Ingraham’s actions also earned him the admiration of the European left, which had long supported Hungary’s battle for independence from the Austrian empire, and in London an Ingraham Testimonial Fund was established to collect money for a presentation to the hero of Smyrna.
Upwards of £90 was collected, mostly in contributions of anything from a single penny to sixpence, and the money used to have made a gold pocket chronometer. This, and a parchment recording the committee’s appreciation of Ingraham’s efforts, were then presented to the US ambassador.
Nearly 18 months later, the committee received a letter from Captain Ingraham, in which he wrote that “it is with no common feelings I accept this token of goodwill from the citizens of another country, and from that class who are the bone and sinew of all governments” (Reynolds’s Newspaper, 19 July, 1855).

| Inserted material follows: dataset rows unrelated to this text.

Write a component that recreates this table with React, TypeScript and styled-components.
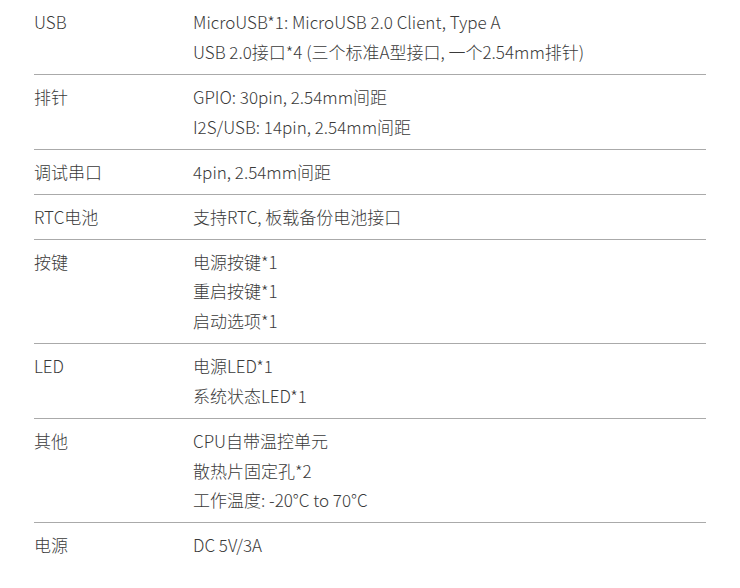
import React from "react";
import styled, { createGlobalStyle } from "styled-components";

const Global = createGlobalStyle`
  html, body { margin: 0; padding: 0; background: #fff; }
  body { font-family: "Noto Sans CJK SC", "Source Han Sans SC", "Noto Sans", sans-serif; }
`;

const Table = styled.div`
  margin: 0 34px;
  width: 672px;
  display: flex;
  flex-direction: column;
`;

const Row = styled.div<{ $last?: boolean }>`
  display: grid;
  grid-template-columns: 159px 1fr;
  padding: 7.125px 0;
  border-bottom: ${(p) => (p.$last ? "none" : "1px solid #aaaaaa")};
`;

const Label = styled.div`
  font-size: 17px;
  line-height: 1.75;
  font-weight: 300;
  color: #3a3a3a;
`;

const Values = styled.div`
  display: flex;
  flex-direction: column;
`;

const Line = styled.div`
  font-size: 17px;
  line-height: 1.75;
  font-weight: 300;
  color: #3a3a3a;
  white-space: nowrap;
`;

const rows: { label: string; values: string[] }[] = [
  {
    label: "USB",
    values: [
      "MicroUSB*1: MicroUSB 2.0 Client, Type A",
      "USB 2.0接口*4 (三个标准A型接口, 一个2.54mm排针)",
    ],
  },
  { label: "排针", values: ["GPIO: 30pin, 2.54mm间距", "I2S/USB: 14pin, 2.54mm间距"] },
  { label: "调试串口", values: ["4pin, 2.54mm间距"] },
  { label: "RTC电池", values: ["支持RTC, 板载备份电池接口"] },
  { label: "按键", values: ["电源按键*1", "重启按键*1", "启动选项*1"] },
  { label: "LED", values: ["电源LED*1", "系统状态LED*1"] },
  { label: "其他", values: ["CPU自带温控单元", "散热片固定孔*2", "工作温度: -20°C to 70°C"] },
  { label: "电源", values: ["DC 5V/3A"] },
];

export default function App() {
  return (
    <>
      <Global />
      <Table>
        {rows.map((r, i) => (
          <Row key={r.label} $last={i === rows.length - 1}>
            <Label>{r.label}</Label>
            <Values>
              {r.values.map((v) => (
                <Line key={v}>{v}</Line>
              ))}
            </Values>
          </Row>
        ))}
      </Table>
    </>
  );
}
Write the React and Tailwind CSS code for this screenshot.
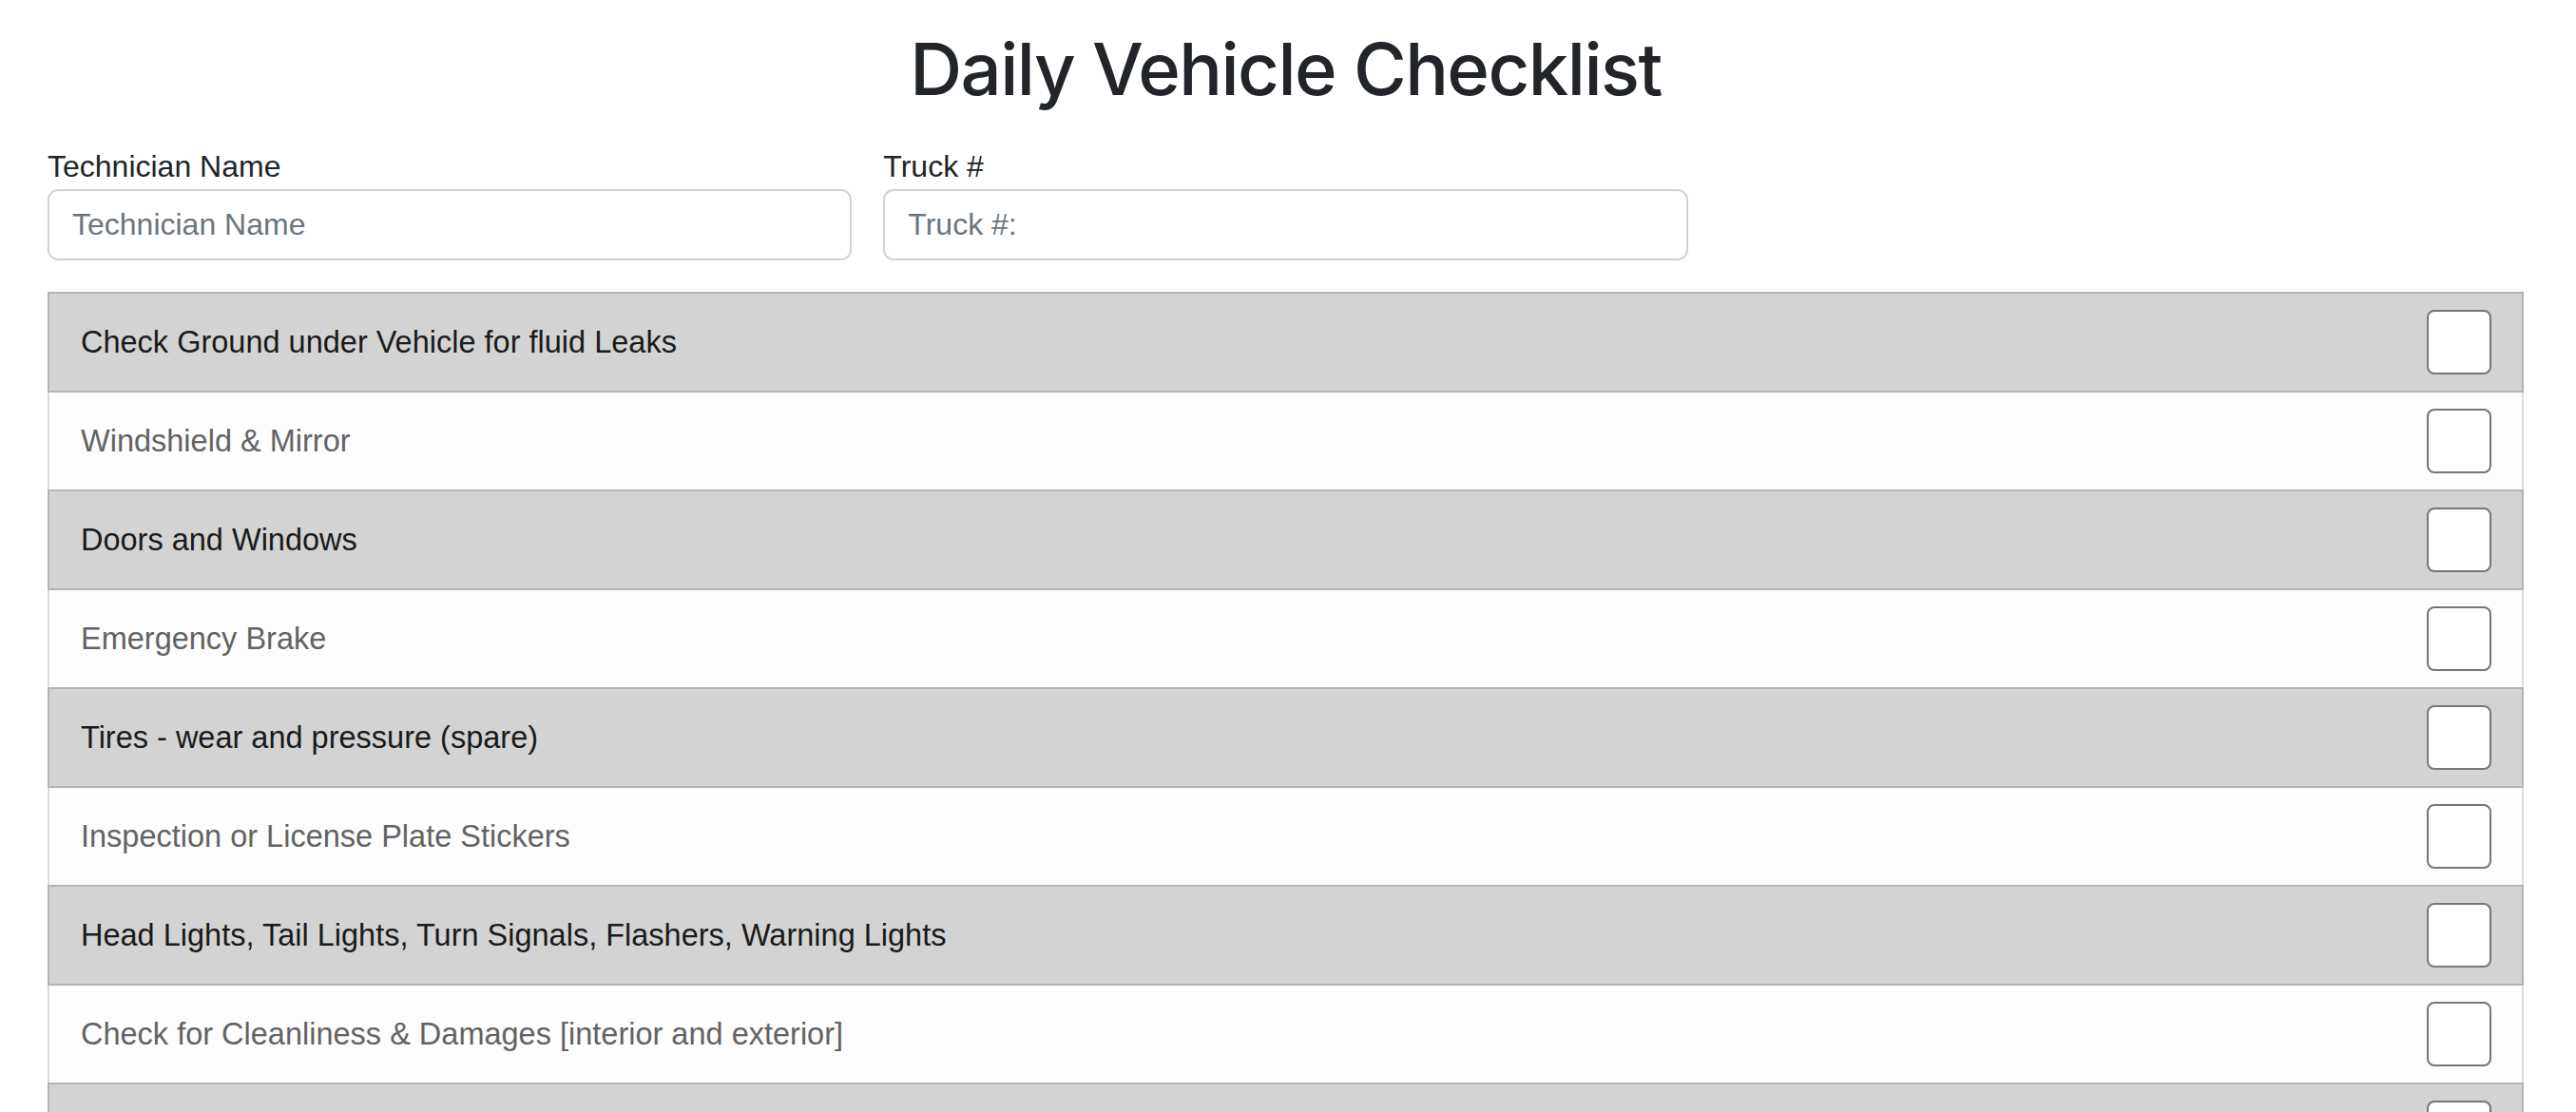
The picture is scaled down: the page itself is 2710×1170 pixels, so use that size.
import React, { useState } from 'react';

const items = [
  'Check Ground under Vehicle for fluid Leaks',
  'Windshield & Mirror',
  'Doors and Windows',
  'Emergency Brake',
  'Tires - wear and pressure (spare)',
  'Inspection or License Plate Stickers',
  'Head Lights, Tail Lights, Turn Signals, Flashers, Warning Lights',
  'Check for Cleanliness & Damages [interior and exterior]',
  'Fluid Levels - oil, coolant, washer fluid',
  'Horn and Wipers',
];

const App = () => {
  const [tech, setTech] = useState('');
  const [truck, setTruck] = useState('');
  const [checked, setChecked] = useState({});

  const toggle = (i) => setChecked((prev) => ({ ...prev, [i]: !prev[i] }));

  return (
    <div className="min-h-screen bg-white pl-[50px] pr-[55px] pt-[24px] text-[#212529] font-['Liberation_Sans',Arial,sans-serif]">
      {/* Header */}
      <h1 className="text-center text-[76px] leading-[96px] font-medium tracking-[-0.02em] text-[#212529] mb-[31px] font-['Inter','Liberation_Sans',sans-serif]">
        Daily Vehicle Checklist
      </h1>

      {/* Technician / truck fields */}
      <div className="grid grid-cols-3 gap-x-[33px]">
        <div>
          <label className="block text-[32px] leading-[48px]">Technician Name</label>
          <input
            type="text"
            value={tech}
            onChange={(e) => setTech(e.target.value)}
            placeholder="Technician Name"
            className="w-full h-[75px] px-[24px] text-[32px] border-2 border-[#ced4da] rounded-[11px] bg-white placeholder:text-[#6c757d] outline-none"
          />
        </div>
        <div>
          <label className="block text-[32px] leading-[48px]">Truck #</label>
          <input
            type="text"
            value={truck}
            onChange={(e) => setTruck(e.target.value)}
            placeholder="Truck #:"
            className="w-full h-[75px] px-[24px] text-[32px] border-2 border-[#ced4da] rounded-[11px] bg-white placeholder:text-[#6c757d] outline-none"
          />
        </div>
      </div>

      {/* Checklist */}
      <div className="mt-[33px]">
        {items.map((item, i) => {
          const grey = i % 2 === 0;
          return (
            <div
              key={i}
              className={
                grey
                  ? 'flex items-center justify-between h-[106px] pl-[33px] pr-[32px] bg-[#d3d3d3] border-2 border-[#b4b4b4] text-[#1a1a1a]'
                  : 'flex items-center justify-between h-[102px] pl-[33px] pr-[32px] bg-[#fdfdfd] border-x-2 border-[#dcdcdc] text-[#636363]'
              }
            >
              <span className="text-[32.5px]">{item}</span>
              <input
                type="checkbox"
                checked={!!checked[i]}
                onChange={() => toggle(i)}
                className="appearance-none w-[68px] h-[68px] bg-white border-2 border-[#767676] rounded-[8px] checked:bg-[#0d6efd] checked:border-[#0d6efd]"
              />
            </div>
          );
        })}
      </div>
    </div>
  );
};

export default App;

Should he again be called into service, he said, the watch and parchment, “shall accompany me in my wanderings upon the ocean, to be an incentive to me to relieve the oppressed, whenever I can do so consistently with the duty I owe the Government I have the honour to serve”.
Ingraham would later in his career be “called into service”, but hardly in a way he could have imagined or in one which would have pleased his Chartist admirers. When the American Civil War broke out in 1861, he resigned his commission and joined the Confederate Navy.
Ingraham died in 1891 and four US naval ships have since been named after him.